begin Provided material

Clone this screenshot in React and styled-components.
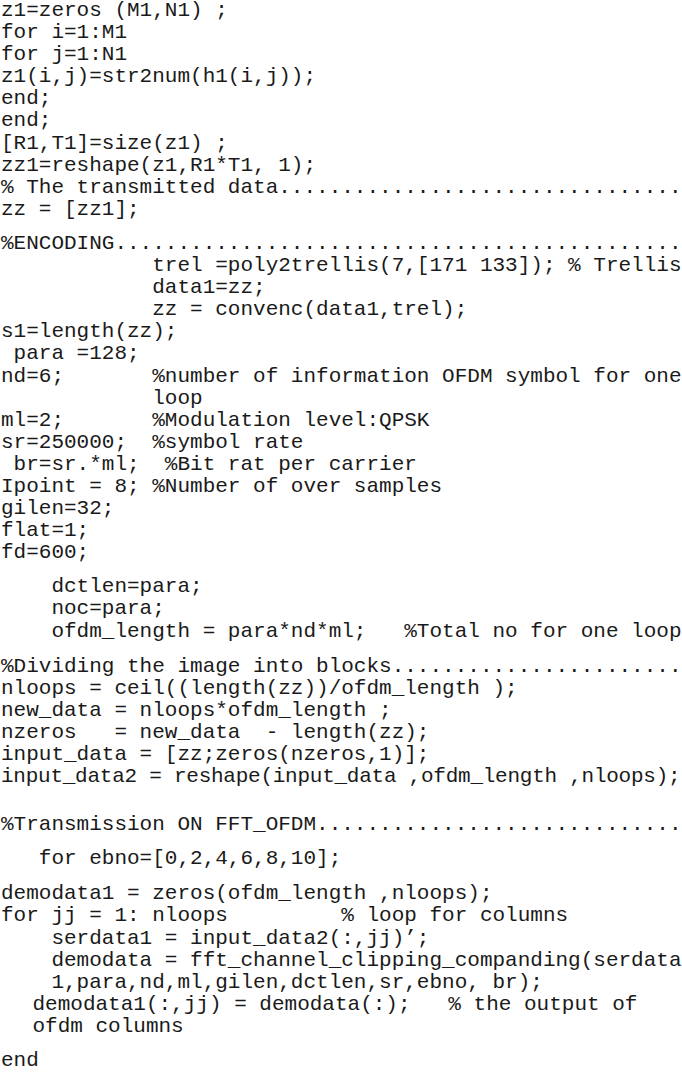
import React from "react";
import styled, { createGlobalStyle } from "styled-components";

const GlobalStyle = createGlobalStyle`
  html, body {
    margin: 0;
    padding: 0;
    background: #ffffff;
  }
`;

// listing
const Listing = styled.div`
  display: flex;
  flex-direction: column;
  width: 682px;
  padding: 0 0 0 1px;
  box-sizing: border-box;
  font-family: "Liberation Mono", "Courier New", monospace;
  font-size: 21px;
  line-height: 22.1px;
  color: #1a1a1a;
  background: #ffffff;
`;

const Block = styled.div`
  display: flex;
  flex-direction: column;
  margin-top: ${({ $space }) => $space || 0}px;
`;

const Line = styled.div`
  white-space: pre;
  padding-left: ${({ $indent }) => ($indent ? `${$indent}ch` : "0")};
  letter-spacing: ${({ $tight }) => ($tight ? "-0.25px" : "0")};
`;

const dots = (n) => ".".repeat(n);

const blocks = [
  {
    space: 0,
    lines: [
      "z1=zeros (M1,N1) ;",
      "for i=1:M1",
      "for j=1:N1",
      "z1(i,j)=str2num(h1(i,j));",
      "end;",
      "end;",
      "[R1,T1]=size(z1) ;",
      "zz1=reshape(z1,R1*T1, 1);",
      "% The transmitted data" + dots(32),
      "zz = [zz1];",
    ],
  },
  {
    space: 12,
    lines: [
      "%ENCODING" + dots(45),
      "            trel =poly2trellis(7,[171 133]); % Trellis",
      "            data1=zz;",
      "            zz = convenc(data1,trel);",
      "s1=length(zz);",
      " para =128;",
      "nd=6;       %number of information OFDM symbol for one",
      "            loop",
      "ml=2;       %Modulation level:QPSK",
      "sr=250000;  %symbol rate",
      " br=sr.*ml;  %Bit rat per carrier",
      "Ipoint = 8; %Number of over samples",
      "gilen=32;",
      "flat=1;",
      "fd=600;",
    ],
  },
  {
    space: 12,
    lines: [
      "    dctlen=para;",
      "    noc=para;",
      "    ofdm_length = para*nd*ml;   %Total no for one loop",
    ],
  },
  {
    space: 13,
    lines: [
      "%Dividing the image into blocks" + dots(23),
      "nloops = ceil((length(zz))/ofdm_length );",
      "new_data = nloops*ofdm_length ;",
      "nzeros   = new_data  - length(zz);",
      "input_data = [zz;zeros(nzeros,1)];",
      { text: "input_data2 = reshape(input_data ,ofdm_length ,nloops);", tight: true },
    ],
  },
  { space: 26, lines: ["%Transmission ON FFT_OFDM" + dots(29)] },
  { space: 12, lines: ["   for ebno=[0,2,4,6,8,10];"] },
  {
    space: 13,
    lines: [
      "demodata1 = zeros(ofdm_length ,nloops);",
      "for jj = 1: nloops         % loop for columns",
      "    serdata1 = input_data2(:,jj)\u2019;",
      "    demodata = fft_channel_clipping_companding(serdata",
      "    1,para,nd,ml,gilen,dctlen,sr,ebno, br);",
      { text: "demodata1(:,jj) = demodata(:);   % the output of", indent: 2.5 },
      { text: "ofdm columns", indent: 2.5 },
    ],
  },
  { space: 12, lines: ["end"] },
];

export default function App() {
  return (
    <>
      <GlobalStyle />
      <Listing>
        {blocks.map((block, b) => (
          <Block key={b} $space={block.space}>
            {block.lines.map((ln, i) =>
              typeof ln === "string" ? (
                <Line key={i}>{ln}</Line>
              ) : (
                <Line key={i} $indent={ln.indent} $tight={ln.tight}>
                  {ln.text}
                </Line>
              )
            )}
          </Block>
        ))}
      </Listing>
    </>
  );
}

end Provided material

Instructions for the task
Copy out the listing exactly as it stands, but not the pictures.

Task solution
Clone this screenshot in React and styled-components.
import React from "react";
import styled, { createGlobalStyle } from "styled-components";

const GlobalStyle = createGlobalStyle`
  html, body {
    margin: 0;
    padding: 0;
    background: #ffffff;
  }
`;

// listing
const Listing = styled.div`
  display: flex;
  flex-direction: column;
  width: 682px;
  padding: 0 0 0 1px;
  box-sizing: border-box;
  font-family: "Liberation Mono", "Courier New", monospace;
  font-size: 21px;
  line-height: 22.1px;
  color: #1a1a1a;
  background: #ffffff;
`;

const Block = styled.div`
  display: flex;
  flex-direction: column;
  margin-top: ${({ $space }) => $space || 0}px;
`;

const Line = styled.div`
  white-space: pre;
  padding-left: ${({ $indent }) => ($indent ? `${$indent}ch` : "0")};
  letter-spacing: ${({ $tight }) => ($tight ? "-0.25px" : "0")};
`;

const dots = (n) => ".".repeat(n);

const blocks = [
  {
    space: 0,
    lines: [
      "z1=zeros (M1,N1) ;",
      "for i=1:M1",
      "for j=1:N1",
      "z1(i,j)=str2num(h1(i,j));",
      "end;",
      "end;",
      "[R1,T1]=size(z1) ;",
      "zz1=reshape(z1,R1*T1, 1);",
      "% The transmitted data" + dots(32),
      "zz = [zz1];",
    ],
  },
  {
    space: 12,
    lines: [
      "%ENCODING" + dots(45),
      "            trel =poly2trellis(7,[171 133]); % Trellis",
      "            data1=zz;",
      "            zz = convenc(data1,trel);",
      "s1=length(zz);",
      " para =128;",
      "nd=6;       %number of information OFDM symbol for one",
      "            loop",
      "ml=2;       %Modulation level:QPSK",
      "sr=250000;  %symbol rate",
      " br=sr.*ml;  %Bit rat per carrier",
      "Ipoint = 8; %Number of over samples",
      "gilen=32;",
      "flat=1;",
      "fd=600;",
    ],
  },
  {
    space: 12,
    lines: [
      "    dctlen=para;",
      "    noc=para;",
      "    ofdm_length = para*nd*ml;   %Total no for one loop",
    ],
  },
  {
    space: 13,
    lines: [
      "%Dividing the image into blocks" + dots(23),
      "nloops = ceil((length(zz))/ofdm_length );",
      "new_data = nloops*ofdm_length ;",
      "nzeros   = new_data  - length(zz);",
      "input_data = [zz;zeros(nzeros,1)];",
      { text: "input_data2 = reshape(input_data ,ofdm_length ,nloops);", tight: true },
    ],
  },
  { space: 26, lines: ["%Transmission ON FFT_OFDM" + dots(29)] },
  { space: 12, lines: ["   for ebno=[0,2,4,6,8,10];"] },
  {
    space: 13,
    lines: [
      "demodata1 = zeros(ofdm_length ,nloops);",
      "for jj = 1: nloops         % loop for columns",
      "    serdata1 = input_data2(:,jj)\u2019;",
      "    demodata = fft_channel_clipping_companding(serdata",
      "    1,para,nd,ml,gilen,dctlen,sr,ebno, br);",
      { text: "demodata1(:,jj) = demodata(:);   % the output of", indent: 2.5 },
      { text: "ofdm columns", indent: 2.5 },
    ],
  },
  { space: 12, lines: ["end"] },
];

export default function App() {
  return (
    <>
      <GlobalStyle />
      <Listing>
        {blocks.map((block, b) => (
          <Block key={b} $space={block.space}>
            {block.lines.map((ln, i) =>
              typeof ln === "string" ? (
                <Line key={i}>{ln}</Line>
              ) : (
                <Line key={i} $indent={ln.indent} $tight={ln.tight}>
                  {ln.text}
                </Line>
              )
            )}
          </Block>
        ))}
      </Listing>
    </>
  );
}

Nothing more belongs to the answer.